То, что можно уловить нового в раскаянных стихах поэта, не противоречит религиозному настроению псалмопевца, но могло бы внести в него дополнительные обертоны, которые рождены личным самосознанием, утвердившим себя в нашу гуманистическую эпоху. У Пушкина появляется добавочный мотив не вычеркивать печальных строк, связанный уже не с нуждами покаяния как такового, но с заботой о тождестве самому себе. Освободиться так или иначе от своей вины, сделать бывшее как бы не бывшим — значит не только впасть в нечестивое беспамятство, но и перестать быть самим собой, отказаться от своей личности. Дело в том, что переживание своих падений и проступков уже вошло в состав души как она теперь есть и создало ее неповторимую судьбу.

Разве не то же самое “не смываю” отзывается в историческом (во всех смыслах) и всегда интригующем письме Пушкина П. Я. Чаадаеву, написанном в знаменательный для поэта день 19 октября (1836 года): “Я далеко не восторгаюсь всем, что я вижу вокруг себя... но клянусь честью, что ни за что на свете я не хотел бы переменить отечество или иметь другую историю, кроме истории наших предков, такой, какой нам Бог ее дал”? Почему бы в самом деле, зная за нашей историей неблаговидные предприятия, не пожелать вместо нее другой? А уж тем более переменить отечество, что и реально достижимей?! Несомненно, по тем же самым причинам, по которым невозможно поменять свою личную историю, Пушкин не согласен перестать быть самим собой и на ту частицу себя, которой он принадлежит народу, чья судьба складывалась в этой, а не другой истории. Не хотел он и чтобы народ поменял свое лицо.

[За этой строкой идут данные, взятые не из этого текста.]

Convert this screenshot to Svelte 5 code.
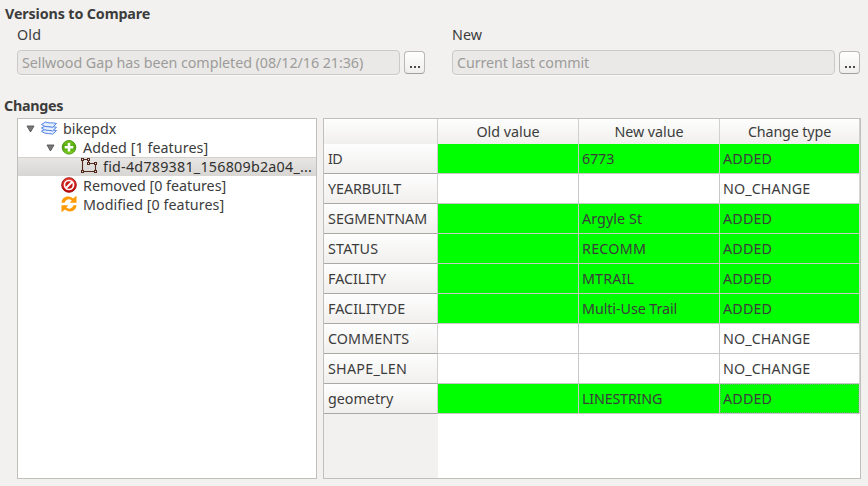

Но вряд ли можно представить, чтобы и псалмопевец отказался от истории Израиля, свое участие в которой как царя-военачальника он оплакивал впоследствии в качестве поэта-пророка (“Избави мя от кровей, Боже, Боже спасения моего...”). Да и в человечестве, несмотря на все ее ужасы, эта история признана Священной. Не потому ли, что она вошла в фундамент последующей цивилизации?